Thursday, March 10, 2016
Republican Bigwigs oppose Donald Trump
March 7, 2016
By Saeed Qureshi
Lately it appears that Trump support within the Republican Party (GOP) is waning. Mitt Romney and John McCain have come out in the open to denounce him as incompetent and unsuitable to become the president of the United States. Mitt Romney assails him as being dangerous for the democracy.
It looks the Republican Party and Donald Trump are not on the same page and this divergence may not be favorable to Trump in winning the nomination from the Republican Party. The Republican Party seems to be afflicted with internal dissensions and reservations about Trump’s nomination.
Lately the money has started pouring in to support the other two Republican competitors of Trump, namely Ted Cruz and Marco Rubio by way of massive media advertisements. In the latest state elections Ted won in two states of Main and Kansas equaling Trump’s victories in Louisiana and Kentucky. The situation would further clear up in the coming debates and further elections in the remaining majority states and caucuses.
The Senior Republican leadership, on the whole, didn’t express much of support to Donald Trump. It is obvious that the Republican stalwarts are joining hands to checkmate and derail the Trump’s resounding march in capturing more states and enhancing his super delegates count.

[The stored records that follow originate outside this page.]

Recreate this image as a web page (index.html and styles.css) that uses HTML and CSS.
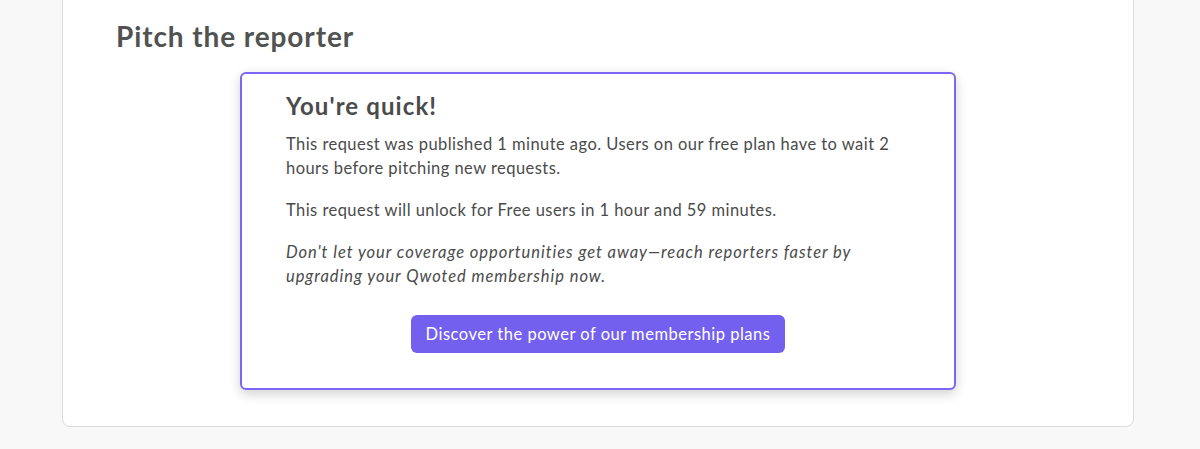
FILE: index.html
```html
<!DOCTYPE html>
<html lang="en">

<head>
    <meta charset="UTF-8">
    <meta name="viewport" content="width=device-width, initial-scale=1.0">
    <title>Pitch the reporter</title>
    <link rel="stylesheet" href="styles.css">
</head>

<body>
    <div class="page">
        <section class="panel">
            <h2 class="panel-title">Pitch the reporter</h2>

            <div class="notice">
                <h3 class="notice-title">You're quick!</h3>
                <p>This request was published 1 minute ago. Users on our free plan have to wait 2 hours before pitching new requests.</p>
                <p>This request will unlock for Free users in 1 hour and 59 minutes.</p>
                <p class="note">Don't let your coverage opportunities get away—reach reporters faster by upgrading your Qwoted membership now.</p>
                <div class="actions">
                    <a href="#" class="btn">Discover the power of our membership plans</a>
                </div>
            </div>
        </section>
    </div>
</body>

</html>
```

FILE: styles.css
```css
body {
    margin: 0;
    background-color: #f8f8f8;
    font-family: Lato, "Open Sans", Arial, sans-serif;
    color: #4a4b4b;
}

.page {
    padding: 0 66px 22px 62px;
}

.panel {
    margin-top: -10px;
    background-color: #fff;
    border: 1px solid #dcdcdc;
    border-radius: 0 0 8px 8px;
    padding: 28px 0 36px 53px;
}

.panel-title {
    margin: 0 0 19px 0;
    font-size: 28px;
    font-weight: 700;
    line-height: 34px;
    letter-spacing: 0.9px;
    color: #505352;
}

.notice {
    margin-left: 124px;
    width: 624px;
    padding: 17px 44px 35px 44px;
    border: 2px solid #7b66f5;
    border-radius: 6px;
    box-shadow: 0px 4px 12px rgba(0, 0, 0, 0.18);
    background-color: #fff;
}

.notice-title {
    margin: 0 0 11px 0;
    font-size: 24px;
    font-weight: 700;
    line-height: 30px;
    letter-spacing: 1.1px;
}

.notice p {
    margin: 0 0 18px 0;
    font-size: 16.5px;
    line-height: 24px;
    letter-spacing: 0.45px;
}

.notice p.note {
    font-style: italic;
    letter-spacing: 0.95px;
    margin-bottom: 27px;
}

.actions {
    text-align: center;
}

.btn {
    display: inline-block;
    padding: 7px 15px;
    font-size: 16.5px;
    line-height: 24px;
    letter-spacing: 0.5px;
    color: #fff;
    background-color: #7360ef;
    border-radius: 6px;
    text-decoration: none;
}
```
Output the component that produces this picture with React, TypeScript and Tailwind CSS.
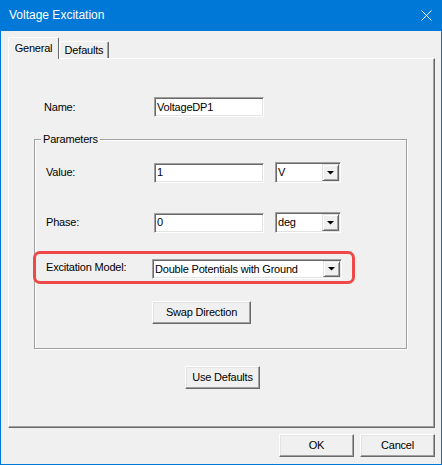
import { ReactNode } from "react";

const sunken =
  "border border-t-[#a0a0a0] border-l-[#a0a0a0] border-r-white border-b-white shadow-[inset_1px_1px_0_#696969,inset_-1px_-1px_0_#e3e3e3]";
const raised =
  "border border-t-white border-l-white border-r-[#696969] border-b-[#696969] shadow-[inset_-1px_-1px_0_#a0a0a0,inset_1px_1px_0_#e3e3e3]";

function TextBox({ value, className }: { value: string; className: string }) {
  return (
    <div className={`${className} h-[20px] flex items-center pl-[2px] bg-white ${sunken}`}>
      {value}
    </div>
  );
}

function Combo({ value, className }: { value: string; className: string }) {
  return (
    <div className={`${className} flex bg-white ${sunken}`}>
      <span className="flex-1 flex items-center pl-[2px] whitespace-nowrap overflow-hidden">{value}</span>
      <span className="w-[17px] my-px mr-px flex items-center justify-center bg-[#f0f0f0] border border-t-[#e3e3e3] border-l-[#e3e3e3] border-r-[#696969] border-b-[#696969] shadow-[inset_1px_1px_0_#fff,inset_-1px_-1px_0_#a0a0a0]">
        <svg width="7" height="4" viewBox="0 0 7 4">
          <path d="M0 0H7L3.5 3.6Z" fill="#000" />
        </svg>
      </span>
    </div>
  );
}

function Button({ children, className }: { children: ReactNode; className: string }) {
  return (
    <div className={`${className} h-[23px] flex items-center justify-center bg-[#f0f0f0] ${raised}`}>
      {children}
    </div>
  );
}

export default function App() {
  return (
    <div className="w-[442px] h-[465px] flex flex-col bg-[#f0f0f0] border-x border-b border-[#0078d7] font-['Liberation_Sans',Arial,sans-serif] text-[11px] leading-[13px] tracking-[-0.2px] text-black">
      {/* title bar */}
      <div className="h-[31px] shrink-0 bg-[#0078d7] flex items-center justify-between pl-[8px] pr-[9px]">
        <span className="text-white text-[12px] tracking-normal">Voltage Excitation</span>
        <svg width="11" height="11" viewBox="0 0 11 11">
          <path d="M0.5 0.5L10.5 10.5M10.5 0.5L0.5 10.5" stroke="#fff" strokeWidth="1" />
        </svg>
      </div>

      <div className="flex-1 flex flex-col pt-[6px] pl-[7px] pr-[6px]">
        {/* tabs */}
        <div className="h-[21px] flex items-end">
          <div className="relative z-10 -mb-px h-[22px] w-[51px] bg-[#f0f0f0] border-t border-l border-r border-t-white border-l-white border-r-[#696969] rounded-t-[2px] flex items-center justify-center pb-px">
            General
          </div>
          <div className="h-[17px] w-[50px] border-t border-l border-r border-t-white border-l-white border-r-[#696969] shadow-[inset_-1px_0_0_#a0a0a0] rounded-t-[2px] flex items-center justify-center">
            Defaults
          </div>
        </div>

        {/* tab page */}
        <div className="h-[370px] pl-[25px] border border-t-white border-l-white border-r-[#696969] border-b-[#696969] shadow-[inset_-1px_-1px_0_#a0a0a0]">
          <div className="mt-[38px] ml-[10px] flex items-center">
            <span className="w-[110px]">Name:</span>
            <TextBox className="w-[110px]" value="VoltageDP1" />
          </div>

          <div className="mt-[22px] w-[373px] pb-[24px] border border-[#a0a0a0] shadow-[inset_1px_1px_0_#fff,1px_1px_0_#fff]">
            <div className="-mt-[7px] ml-[6px] w-fit px-[2px] bg-[#f0f0f0]">Parameters</div>

            <div className="mt-[16px] ml-[11px] flex items-center">
              <span className="w-[108px]">Value:</span>
              <TextBox className="w-[110px]" value="1" />
              <Combo className="ml-[11px] w-[66px] h-[21px]" value="V" />
            </div>

            <div className="mt-[29px] ml-[11px] flex items-center">
              <span className="w-[108px]">Phase:</span>
              <TextBox className="w-[110px]" value="0" />
              <Combo className="ml-[11px] w-[66px] h-[21px]" value="deg" />
            </div>

            <div className="mt-[18px] -ml-[2px] w-[322px] h-[33px] pl-[10px] flex items-center border-[3px] border-[#ef4848] rounded-[7px]">
              <span className="w-[106px]">Excitation Model:</span>
              <Combo className="mt-[3px] w-[190px] h-[20px]" value="Double Potentials with Ground" />
            </div>

            <Button className="mt-[17px] ml-[117px] w-[99px]">Swap Direction</Button>
          </div>

          <Button className="mt-[17px] ml-[151px] w-[75px]">Use Defaults</Button>
        </div>

        <div className="mt-[6px] flex justify-end gap-[6px]">
          <Button className="w-[75px]">OK</Button>
          <Button className="w-[75px]">Cancel</Button>
        </div>
      </div>
    </div>
  );
}
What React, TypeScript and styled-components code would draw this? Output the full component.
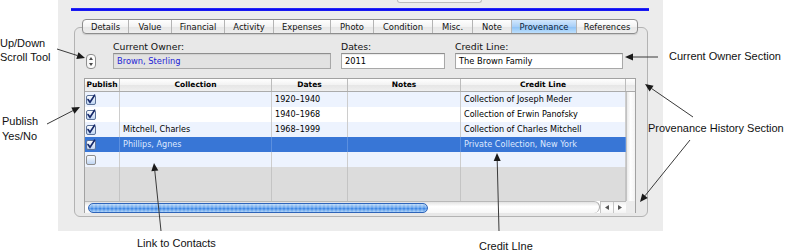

Presently Hillary Clinton the lead democratic contender is on top with 1130 delegates. She needs 2382 to be become eligible for nomination. Bernie Sanders is lagging behind her with 499 delegates. On the Republican front Trump has bagged 384 delegates and he needs altogether 1237 to be the winner for the nomination. Tend Cruz who has emerged all of sudden from behind has 300 delegates so far.
Donald Trump is an interesting yet a perplexing phenomenon on the American political turf. Despite his queer outbursts his acceptance and popularity has been ballooning by the day. His rhetoric is weird but being accepted by a sizable majority as evidenced by his stunning victories in state and primary elections. His Anti Muslim rhetoric is most appealing to the conservative sections of the society on religious and racial grounds.
He looks like a roller coaster advancing ferociously on the political turf unmindful of his commitments and slogans which he might not be able to translate into their actual application. His fiery pronouncements cut across the fabric of pluralism and the cultural diversity that is the hallmark of the American society. He hardly cares and the more he emphasizes his anti-immigration, anti Muslim stance and repealing the Obama administration reforms, the more goes up his popularity graph.
He spoke against the Latino population yet a chunk of his supporters come from this migrant community. Seemingly he doesn’t hold a much benign opinion about the black communities. However, the black or Afro - Americans too voluminously support him.
The current total population of USA is 308 million, the whites including the Hispanic or Latinos is around 77 %( 62 % actual whites). Black 12 %, Asians 4.7 %, native Indians 1.3 % and other races are around 9 %.
The 82 per cent eligible voters will be divided between Hillary Clinton and Donald Trump in case both reach the pinnacle. Even if the migrants don’t vote for Donald for obvious reasons, it is not going to affect the vote bank of either candidate in a big way, However the Latinos and black votes can make a difference for both the prospective presidential candidates.
The presence of the large chanting crowds in the election rallies look impressive but only up to the extent of getting the nomination of their respective parties. However, the final contest for presidency will make all the difference. Let us suppose that the white votes are equally divided between Hillary and Trump.
It is in this scenario that the black and Asian and other races would matter whose number is between 22 to 25 per cent. If more white population votes for Trump he may win even if a small percentage votes of the minorities votes are cast in his favor. But if white votes are equally poised and minority votes tilt towards Hillary she may win. It can be surmised that minority votes will go more in favor of Hillary than trump.
From now until November 8(the election day) this year there would be many turns and twists for both the candidates. While Hillary’s nomination from her party is taken for granted, Trump has to still face his rivals (Ted Cruz and Marco Rubio) for his final choice as the Republican candidate.
It should be kept in mind that the election of the President and Vice President of the United States is an indirect vote in which citizens cast ballots for a slate of members of the U.S. Electoral College. These electors cast direct votes for the President and Vice President. If both votes result in an absolute majority, the election is complete.